On December 17, the Mission celebrated its 30th anniversary.


In the framework of strengthening cooperation and interaction with the countries of the Global South, the Ukrainian delegation headed by the Permanent Representative Tamila Tasheva visited India, Malaysia and the Republic of Indonesia from February 27 to March 5.

The delegation focused on establishing cooperation with potential partner organizations in Southeast Asia by promoting the Crimean Platform, as well as raising the issue of politically and religiously motivated persecution in the temporarily occupied Crimea. The Ukrainian side held more than 20 substantive talks, including meetings with high-ranking Indonesian officials: the Chairman of the Interparliamentary Cooperation Committee of the Council of People’s Representatives, the Chairman of the National Human Rights Commission, the Advisor to the Minister of Justice, the Head of the International Relations and Investment Service of the Government of the Special District of Yogyakarta, the Chief Ombudsman, etc.

The Permanent Representative Tamila Tasheva together with other members of the delegation delivered four public lectures and met with the rectors of major academic centers of the region.

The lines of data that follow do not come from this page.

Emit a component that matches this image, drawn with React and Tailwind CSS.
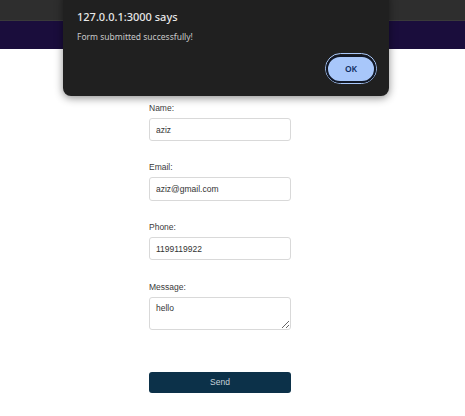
export default function App() {
  const label = "block text-[8.5px] leading-[12px] text-[#3a3a3a] mb-[4px]";
  const input =
    "block w-[142px] h-[23px] rounded-[3px] border border-[#d9d9d9] bg-white px-[6px] text-[8.5px] text-[#333] outline-none";
  return (
    <div
      className="relative w-[465px] h-[416px] bg-white overflow-hidden"
      style={{ fontFamily: '"Liberation Sans", Arial, sans-serif' }}
    >
      <div className="h-[21px] bg-[#2e2e2e] border-b border-[#3a3a3a]" />
      <div className="h-[28px] bg-[#1a0d3c]" />

      <form className="ml-[149px] w-[142px] pt-[53px]" onSubmit={(e) => e.preventDefault()}>
        <div>
          <label className={label}>Name:</label>
          <input className={input} defaultValue="aziz" />
        </div>
        <div className="mt-[20px]">
          <label className={label}>Email:</label>
          <input className={input + " h-[24px]"} defaultValue="aziz@gmail.com" />
        </div>
        <div className="mt-[20px]">
          <label className={label}>Phone:</label>
          <input className={input} defaultValue="1199119922" />
        </div>
        <div className="mt-[21px]">
          <label className={label}>Message:</label>
          <textarea
            className="block w-[142px] h-[33px] rounded-[3px] border border-[#d9d9d9] bg-white px-[6px] py-[4px] text-[8.5px] text-[#333] outline-none resize-y leading-[12px]"
            defaultValue="hello"
          />
        </div>
        <button
          type="submit"
          className="mt-[42px] block w-[142px] h-[21px] rounded-[3px] bg-[#0c3149] text-[#c9d3da] text-[8.5px]"
        >
          Send
        </button>
      </form>

      <div
        className="absolute left-[63px] top-[-10px] w-[326px] h-[106px] rounded-[8px] bg-[#202020] shadow-[0_2px_8px_rgba(0,0,0,0.45)]"
        style={{ fontFamily: '"Noto Sans", "Open Sans", sans-serif' }}
      >
        <div className="pl-[14px] pt-[20px] text-[11px] leading-[14px] font-medium text-[#e8e8e8]">
          127.0.0.1:3000 says
        </div>
        <div className="pl-[14px] pt-[7px] text-[8.5px] leading-[12px] text-[#c8c8c8]">
          Form submitted successfully!
        </div>
        <div className="flex justify-end pr-[12px] pt-[10px]">
          <div className="rounded-full border border-[#a8c7fa]">
            <button className="w-[50px] h-[28px] rounded-full bg-[#a8c7fa] border-2 border-[#111827] text-[8.5px] font-semibold text-[#0b2a5e]">
              OK
            </button>
          </div>
        </div>
      </div>
    </div>
  );
}
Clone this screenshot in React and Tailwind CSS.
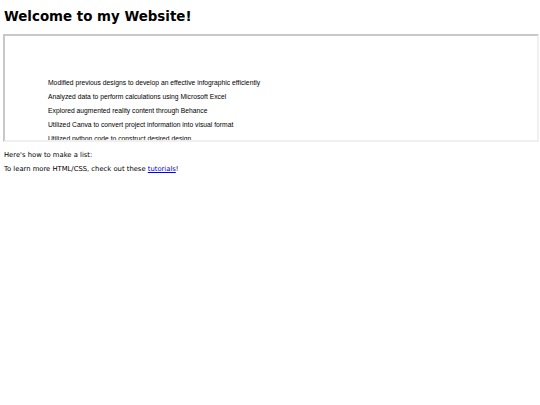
export default function App() {
  const items = [
    "Modified previous designs to develop an effective infographic efficiently",
    "Analyzed data to perform calculations using Microsoft Excel",
    "Explored augmented reality content through Behance",
    "Utilized Canva to convert project information into visual format",
    "Utilized python code to construct desired design",
  ];
  return (
    <div className="bg-white w-[540px] h-[405px] font-['DejaVu_Sans',sans-serif] text-black">
      <h1 className="text-[13.4px] font-bold leading-[18px] pt-[8px] pl-[4px]">Welcome to my Website!</h1>
      <div className="mt-[8px] ml-[3px] w-[536px] h-[108px] border-2 border-t-[#c8c8c8] border-l-[#c8c8c8] border-r-[#f0f0f0] border-b-[#f0f0f0] overflow-hidden">
        <ul className="pt-[40px] pl-[43px] font-['Liberation_Sans',Arial,sans-serif] text-[6.75px]">
          {items.map((t) => (
            <li key={t} className="leading-[14px] whitespace-nowrap">{t}</li>
          ))}
        </ul>
      </div>
      <div className="mt-[6px] pl-[4px] text-[6.8px]">
        <p className="leading-[14px]">Here's how to make a list:</p>
        <p className="leading-[14px]">
          To learn more HTML/CSS, check out these{" "}
          <a href="#" className="text-[#0000ee] underline">tutorials</a>!
        </p>
      </div>
    </div>
  );
}
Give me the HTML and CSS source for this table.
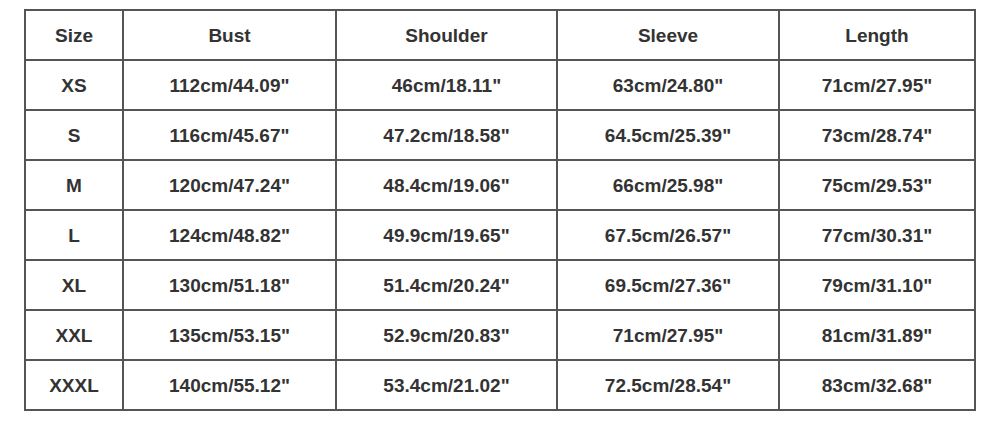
FILE: index.html
```html
<!DOCTYPE html>
<html>
<head>
<meta charset="utf-8">
<link rel="stylesheet" href="styles.css">
</head>
<body>
<table class="size-table">
  <colgroup>
    <col class="c1"><col class="c2"><col class="c3"><col class="c4"><col class="c5">
  </colgroup>
  <tr><td>Size</td><td>Bust</td><td>Shoulder</td><td>Sleeve</td><td>Length</td></tr>
  <tr><td>XS</td><td>112cm/44.09"</td><td>46cm/18.11"</td><td>63cm/24.80"</td><td>71cm/27.95"</td></tr>
  <tr><td>S</td><td>116cm/45.67"</td><td>47.2cm/18.58"</td><td>64.5cm/25.39"</td><td>73cm/28.74"</td></tr>
  <tr><td>M</td><td>120cm/47.24"</td><td>48.4cm/19.06"</td><td>66cm/25.98"</td><td>75cm/29.53"</td></tr>
  <tr><td>L</td><td>124cm/48.82"</td><td>49.9cm/19.65"</td><td>67.5cm/26.57"</td><td>77cm/30.31"</td></tr>
  <tr><td>XL</td><td>130cm/51.18"</td><td>51.4cm/20.24"</td><td>69.5cm/27.36"</td><td>79cm/31.10"</td></tr>
  <tr><td>XXL</td><td>135cm/53.15"</td><td>52.9cm/20.83"</td><td>71cm/27.95"</td><td>81cm/31.89"</td></tr>
  <tr><td>XXXL</td><td>140cm/55.12"</td><td>53.4cm/21.02"</td><td>72.5cm/28.54"</td><td>83cm/32.68"</td></tr>
</table>
</body>
</html>
```
FILE: styles.css
```css
html, body {
  margin: 0;
  padding: 0;
  background: #ffffff;
}
body {
  padding: 9px 0 0 24px;
  font-family: "Liberation Sans", Arial, sans-serif;
}
.size-table {
  border-collapse: collapse;
  table-layout: fixed;
  width: 950px;
}
.c1 { width: 98px; }
.c2 { width: 213px; }
.c3 { width: 221px; }
.c4 { width: 222px; }
.c5 { width: 196px; }
.size-table td {
  border: 2px solid #555555;
  height: 46px;
  padding: 2px 0 0 0;
  text-align: center;
  vertical-align: middle;
  font-size: 19px;
  font-weight: bold;
  color: #333333;
}
```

The visit of the Ukrainian delegation to these countries aroused great interest of the leading media in the region: interviews, press conferences, cultural events and simply coverage of a number of meetings with representatives of parliaments, religious organizations and civil society. The topic of occupied Crimea, massive human rights violations, and the destruction of the historical heritage of the Crimean Tatars by the occupiers touched and captured the information space of Malaysia and Indonesia.